Socrates is a paradoxical figure because he appears as one thing and is actually something else: the most important thing he knows is that he is ignorant, and he teaches while having no doctrine to teach. Socrates initiates the paradigm of the philosopher precisely because is not a possessor, but a lover of wisdom. His life indicates that we should always privilege the search for wisdom-the inquiry-above the tentative conclusions we may reach. As Hadot explained, Socrates gives the “program of philosophy” in Antiquity:

With the Symposium, the etymology of the word philosophia-“the love or the desire for wisdom”-thus becomes the very program of philosophy. We can say that with the Socrates of the Symposium, philosophy takes on a definite historical tonality which is ironic and tragic at the same time. It is ironic, in that the true philosopher will always be the person who knows that he is not a sage, and is therefore neither sage nor nonsage. He is not at home in either the world of senseless people or the world of the sage […]. Philosophy’s tonality is also tragic, because the bizarre being called the ‘philosopher’ is tortured and torn by the desire to attain wisdom which escapes him, yet which he loves (2002b: 46-47).

This “program” will influence the schools that will appear after Socrates. Philosophy is from then on, for a time, at least, a constant desire and effort to seek something that can’t be fully attained: knowledge or wisdom-an impossible endeavor that the philosopher is aware of as such. Of course, the life of Socrates also demonstrates that the practice of philosophy is not futile. In spite of not delivering wisdom in any final or complete sense, the practice brings the philosopher near to it in some ways. It reveals certain ways of living to be unworthy, ultimately unsatisfying, and others to be full of consolation.

Furthermore, the quest for wisdom is not a solitary process, as Socrates is fundamentally involved in his city. He speaks to specific individuals and not to an abstract audience. Indeed, his philosophical practice is thoroughly dialogical. He sees himself as a midwife helping others to find the truth by themselves, in themselves (see Matthews, 2022). Socrates is without question a teacher-not a teacher who will tell his interlocutors what to think, but rather one who will bring them to discover certain truths by questioning themselves. Again, philosophy here is more an activity than an answer. It is, in fact, an educational process that begins when the individual awakens to their own state of ignorance-an awakening that is not prompted by explanation but by the experience of dialogue with one who is already awake. “Like a ‘gadfly’, Socrates harasses his interlocutors with questions which place them in question, and obliges them to pay attention to themselves and to take care of themselves” (Hadot, 2002b: 28). The act of awakening is fundamental to the act of philosophizing. And it is spiritual in nature. “Doing philosophy no longer meant, as the Sophists had it, acquiring knowledge, know-how, or sophia; it meant questioning ourselves, because we have the feeling we are not what we ought to be” (Hadot, 2002b: 29); “in all schools, the beginning of philosophy means becoming aware of the state of alienation, dispersion, and unhappiness in which we find ourselves before we convert to philosophy” (Hadot, 2002b: 198).
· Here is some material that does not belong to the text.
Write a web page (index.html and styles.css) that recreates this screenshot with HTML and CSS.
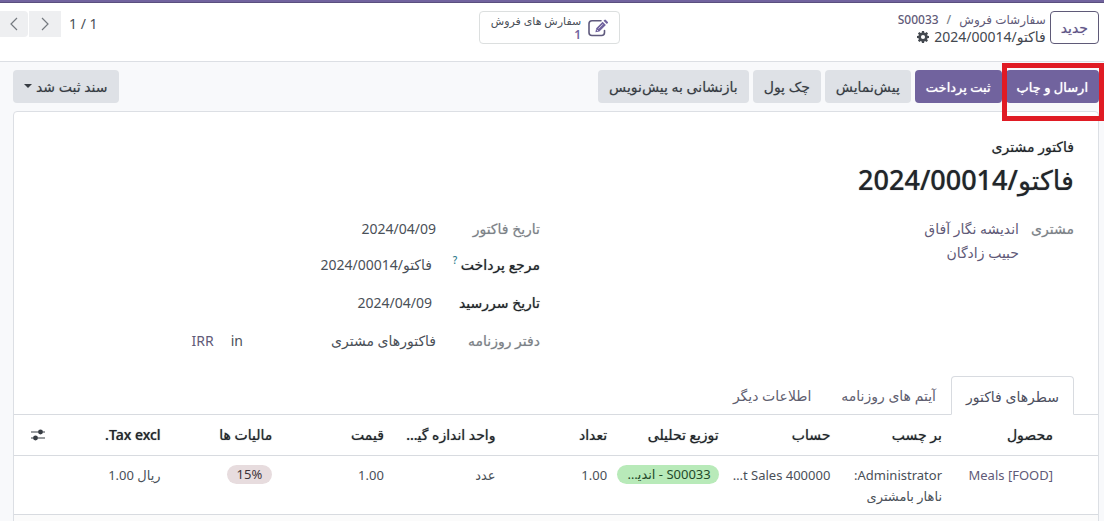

Socratic spiritual awakening starts with a conversational dialogue, which leads to the possibility of philosophical dialogue. Hence, after being questioned in a way that makes them question themselves, Socrates’ interlocutors can begin to engage in the search for truth-which will also be done through a process of careful, thoughtful dialogue. “In order for a dialogue to be established which [...] can lead the individual to give an account of himself and of his life, the person who talks with Socrates must submit, along with Socrates, to the demand of the rational discourse-that is, to the demand of reason” (Hadot, 2002b: 32). This kind of dialogue does not involve knowledge being poured from one person to another; in fact, it limits the very possibility of transmitting knowledge. Here is how Hadot describes it:

The task of dialogue consists even essentially to show the limits of language, the impossibility for language to communicate moral and existential experience. But the dialogue itself as an event, as a spiritual activity, has already been a moral and existential experience. Socratic philosophy is not the solitary elaboration of a system, but awakening of consciousness to a new level of being that can only be realized in a relationship of a person to another person. (2002a: 129, our translation)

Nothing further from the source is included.